There was a problem hiding this comment.
Choose a reason for hiding this comment
The reason will be displayed to describe this comment to others. Learn more.
Will add more complex tests to assert soundness of this pass.
All of the transformation tests are operating on the AST using the old passes AFAICT, so those tests will need to be ported to the IR to validate that the IR upholds the expected behavior. Once the lowering to AIR is implemented, we can also evaluate how the resulting AIR looks. I'd say porting over the tests for inlining and some of the other transformations (once implemented in the IR), are the most essential, but will be a bit tedious, since those tests are against the AST, and the IR differs in various ways. Those tests largely aimed to ensure that:
That should be fine to split up into call inlining and loop unrolling, but you'll want to still probably want to visit the comprehension bodies during the function call inlining pass, to ensure that there are no calls remaining in the program to inline after it completes. Then, when unrolling comprehensions, no further work needs to be done. The tradeoff there is that you won't have the opportunity to do constant propagation across comprehension boundaries until the comprehensions are unrolled, which means you'll have more work to do when unrolling comprehensions. Probably the result would be that you need to run both inlining passes first, and only then do constant propagation and dead code elimination. With compilers, transformation ordering is a whole science/art, luckily we're working with a pretty restrictive ISA, but we'll need to be careful to ensure that transformations either don't make too many assumptions about when they are run, or that we run them in the exact order needed. |
Agreed with your analysis. Pass ordering can probably be reworked after the fact, we'll keep that in mind while implementing the various passes. |
@bitwalker, first of all, thank you for this detailed answer, it will sure help a lot! |
You bet! Sorry if presenting a sketch of the RVSDG design gave you a scare - didn't want to stress you out worrying about needing to refactor things, hopefully it just provided a useful reference for past and future conversations.
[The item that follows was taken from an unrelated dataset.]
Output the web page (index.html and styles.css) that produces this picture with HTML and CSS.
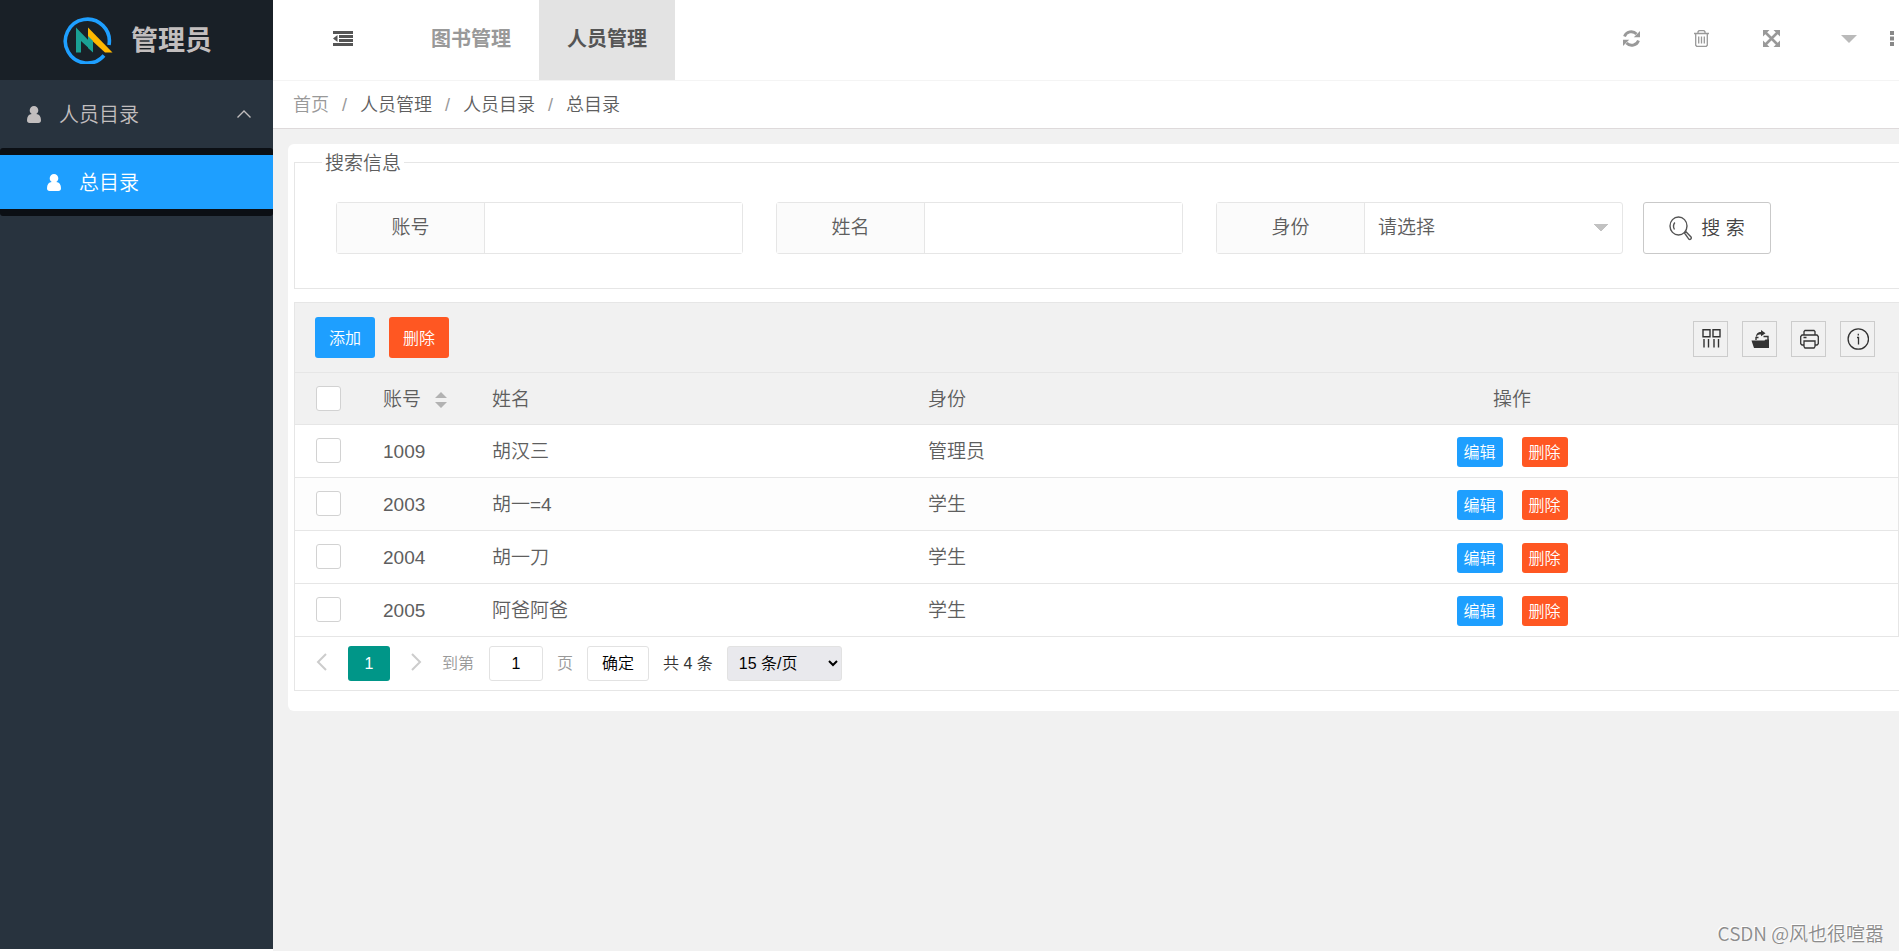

Yes, I believe all of my questions are addressed, except maybe a few small fresh ones I've left as comments. Ping me once a few of the more complex tests are implemented, and I'll re-review ASAP. Thanks for all the hard work! |
No problem! It will serve as a reference for further discussions, and as a target to tend towards as we refactor our implementation based on what we need.
I have left comments addressing these. For now I don't think the remaining points require immediate attention, we already have plenty to do based on your feedback. I'll be sure to ping you when a review is needed. Thanks again for all your valuable feedback! |
The goal of this PR is to introduce a Middle Intermediate Representation, to avoid making optimization on the AST directly, while keeping enough information to handle type checking, optimization for each pass.
See the initial issue and design discussion for additional context:
Putting it as draft now that we have:
Parse to AST > Constant propagation > Lowering to MIR
all pass, but the resulting MIR is not checked. We may need to improve testing on this side.Additionally, we have a partial pretty printer for the MIR to help us debug in the future (to ensure the graph constructed is what we expect after each pass)
@bitwalker, don't hesitate to comment on things that should be handled differently.
For now, we haven't fully settled on the various nodes of the MIR graph, as we add / change things depending on the needs of our implementation. We will also add checks made to ensure the proper diagnostics are raised (potentially after each pass as discussed previously), but we will probably do this at a later stage.